• [What this task involves]: Skip the pictures. Repeat everything else in the records word for word.

****************************************

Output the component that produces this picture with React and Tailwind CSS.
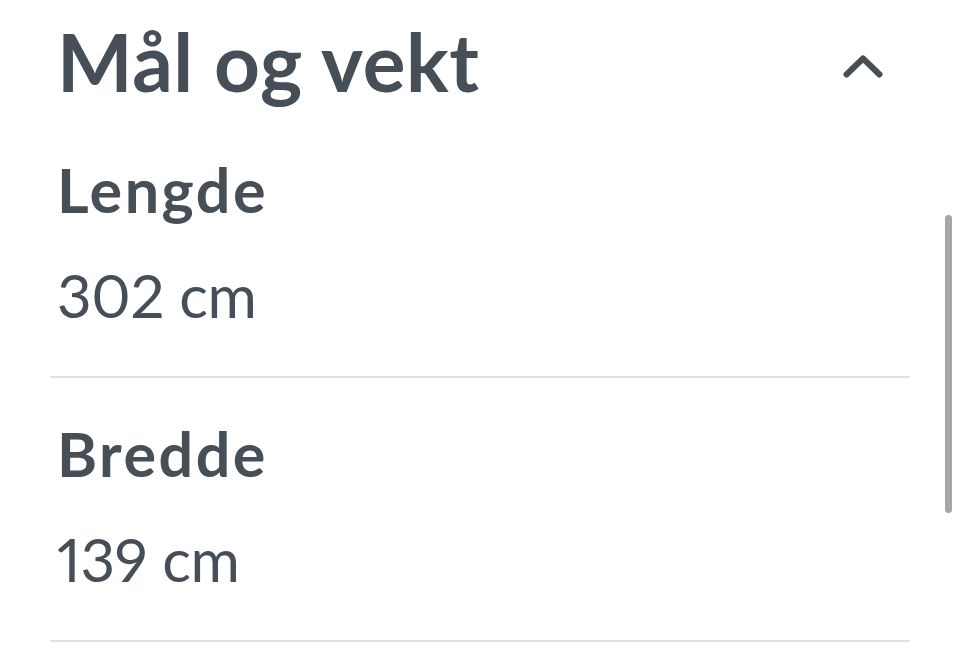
export default function App() {
  const rows = [
    { label: 'Lengde', value: '302 cm' },
    { label: 'Bredde', value: '139 cm' },
  ]

  return (
    <div className="relative h-[658px] w-[960px] overflow-hidden bg-white text-[#464f57]" style={{ fontFamily: 'Lato, "Noto Sans", sans-serif' }}>
      <main className="px-[50px]">
        <header className="flex items-start justify-between pt-[13px]">
          <h1 className="pl-[7px] text-[80px] font-bold leading-[96px] tracking-[0.6px]">Mål og vekt</h1>
          <svg width="44" height="28" viewBox="0 0 44 28" className="mr-[25px] mt-[39px]" fill="none" stroke="#464f57" strokeWidth="6" strokeLinecap="round" strokeLinejoin="round">
            <polyline points="5.5,22.5 22,6.5 38.5,22.5" />
          </svg>
        </header>

        <section className="mt-[45px]">
          {rows.map((row, index) => (
            <div key={row.label} className={`border-b-2 border-[#e0e0e0] pb-[45px] ${index > 0 ? 'pt-[40px]' : ''}`}>
              <h2 className="pl-[7px] text-[61px] font-bold leading-[72px] tracking-[2.5px]">{row.label}</h2>
              <p className="mt-[33px] pl-[7px] text-[60px] leading-[72px] tracking-[-0.3px] proportional-nums">{row.value}</p>
            </div>
          ))}
        </section>
      </main>

      <div className="absolute left-[945px] top-[215px] h-[298px] w-[7px] rounded-full bg-[#a6a6a6]" />
    </div>
  )
}
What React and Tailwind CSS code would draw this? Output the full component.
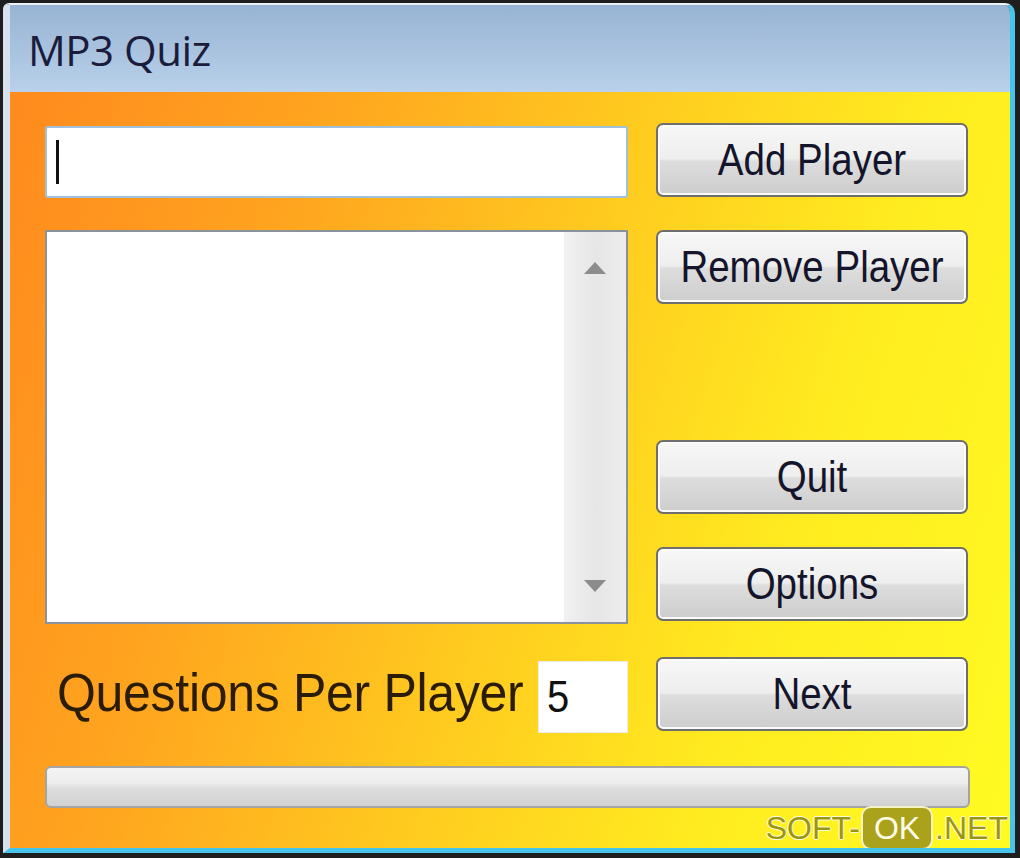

****************************************

• [Task solution]:
Output the component that produces this picture with React and Tailwind CSS.
export default function App() {
  const rows = [
    { label: 'Lengde', value: '302 cm' },
    { label: 'Bredde', value: '139 cm' },
  ]

  return (
    <div className="relative h-[658px] w-[960px] overflow-hidden bg-white text-[#464f57]" style={{ fontFamily: 'Lato, "Noto Sans", sans-serif' }}>
      <main className="px-[50px]">
        <header className="flex items-start justify-between pt-[13px]">
          <h1 className="pl-[7px] text-[80px] font-bold leading-[96px] tracking-[0.6px]">Mål og vekt</h1>
          <svg width="44" height="28" viewBox="0 0 44 28" className="mr-[25px] mt-[39px]" fill="none" stroke="#464f57" strokeWidth="6" strokeLinecap="round" strokeLinejoin="round">
            <polyline points="5.5,22.5 22,6.5 38.5,22.5" />
          </svg>
        </header>

        <section className="mt-[45px]">
          {rows.map((row, index) => (
            <div key={row.label} className={`border-b-2 border-[#e0e0e0] pb-[45px] ${index > 0 ? 'pt-[40px]' : ''}`}>
              <h2 className="pl-[7px] text-[61px] font-bold leading-[72px] tracking-[2.5px]">{row.label}</h2>
              <p className="mt-[33px] pl-[7px] text-[60px] leading-[72px] tracking-[-0.3px] proportional-nums">{row.value}</p>
            </div>
          ))}
        </section>
      </main>

      <div className="absolute left-[945px] top-[215px] h-[298px] w-[7px] rounded-full bg-[#a6a6a6]" />
    </div>
  )
}
What React and Tailwind CSS code would draw this? Output the full component.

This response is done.